(I know there's a remake, but I'm talking about the original version made in 1947, not long after World War 2 had ended. )
It's got Loretta Young and David Niven and Cary Grant, and it's a lovely old film about learning to temper dreams and ambition with love and faith. It's about separating the wheat from the chaff and the real meaning of Christmas and a whole host of things that are important to remember all year long. It's also funny and romantic and magical.
Anyway, at one point near the end of the movie Henry, the Episcopal priest, reads a short sermon written by Dudley the angel. Every time I hear it, I'm reminded of how easy it is to get swept up in the hustle and bustle of the season and forget the most important things!

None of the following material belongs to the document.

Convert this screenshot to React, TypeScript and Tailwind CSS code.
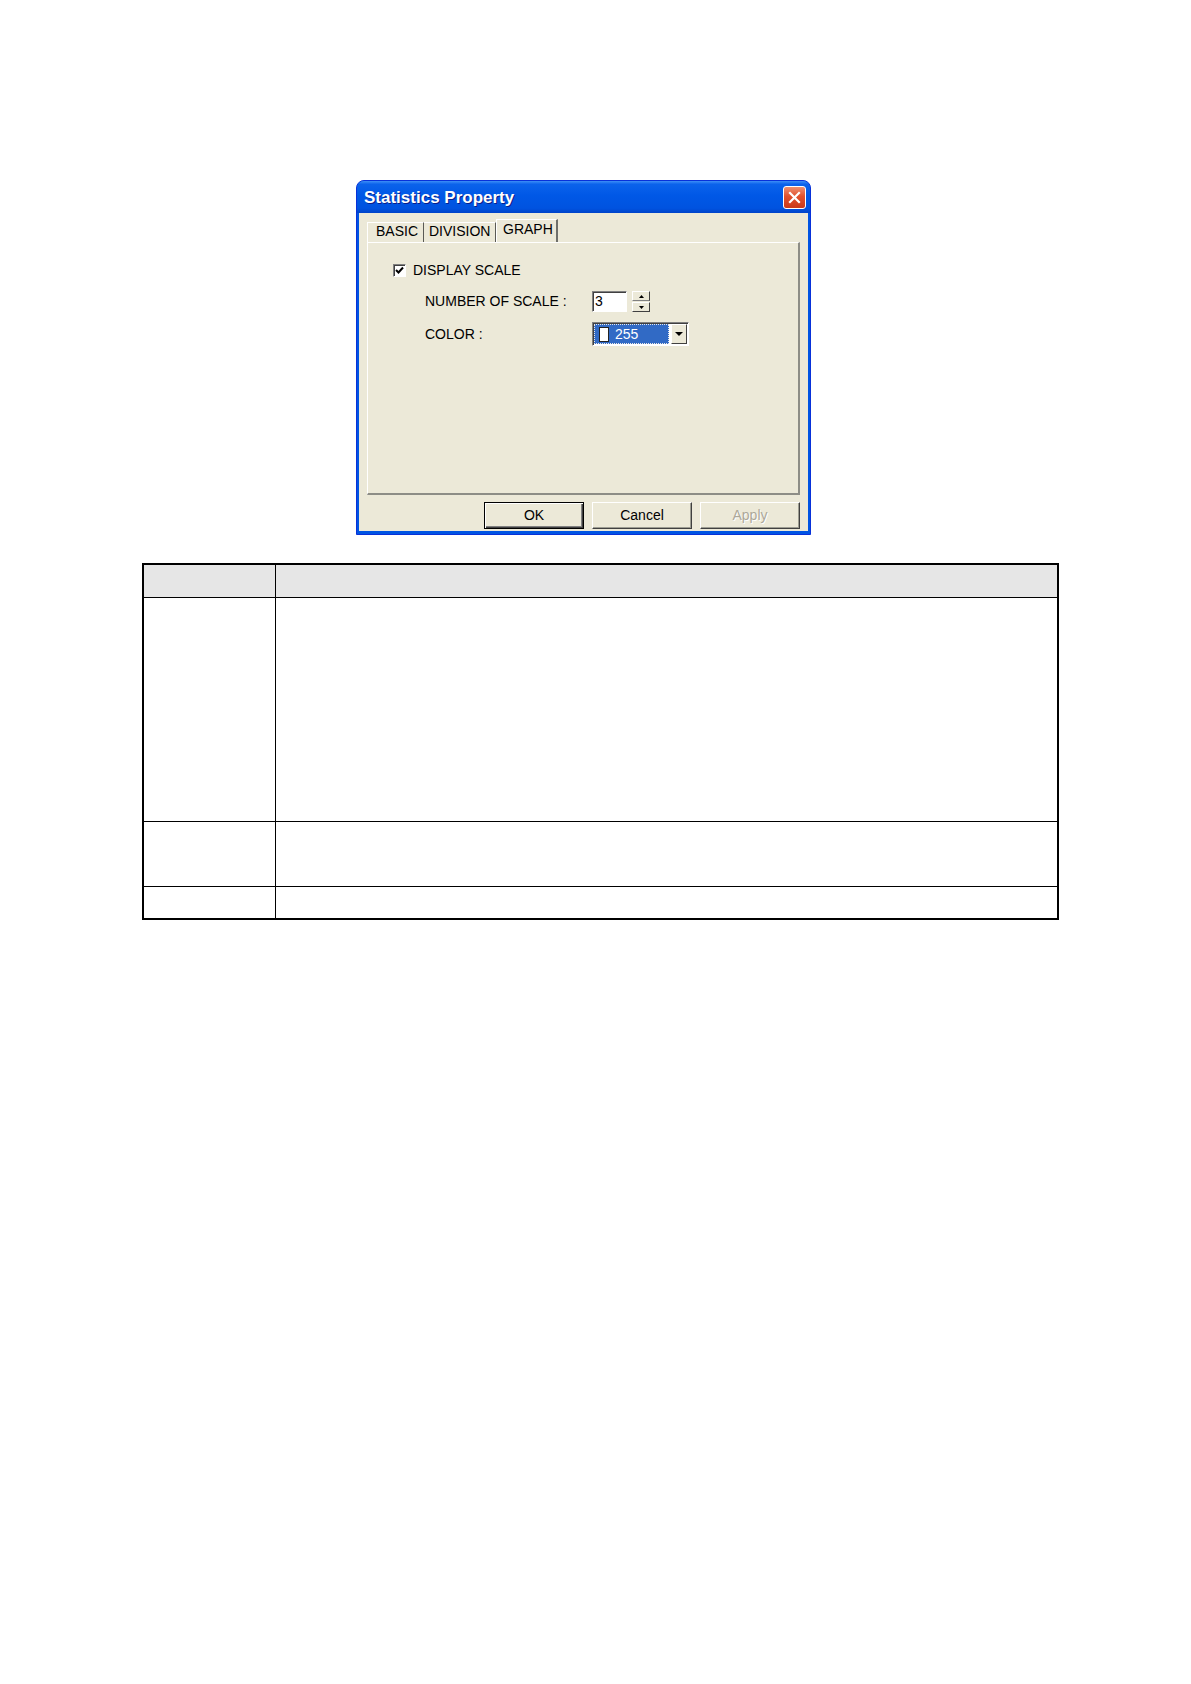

Have a very happy Monday morning--and a wonderful rest of your week!
The Empty Stocking
Tonight I want to tell you the story of an empty stocking. Once upon a midnight clear, there was a child's cry, a blazing star hung over a stable, and wise men came with birthday gifts.
We haven't forgotten that night down the centuries. We celebrate it with stars on Christmas trees, with the sound of bells, and with gifts.
But especially with gifts. You give me a book, I give you a tie. Aunt Martha has always wanted an orange squeezer and Uncle Henry can do with a new pipe.
For we forget nobody, adult or child. All the stockings are filled, all that is, except one.
And we have even forgotten to hang it up. The stocking for the child born in a manger.
Its his birthday we're celebrating. Don't let us ever forget that.
Let us ask ourselves what He would wish for most. And then, let each put in his share, loving kindness, warm hearts, and a stretched out hand of tolerance.
All the shinning gifts that make peace on earth.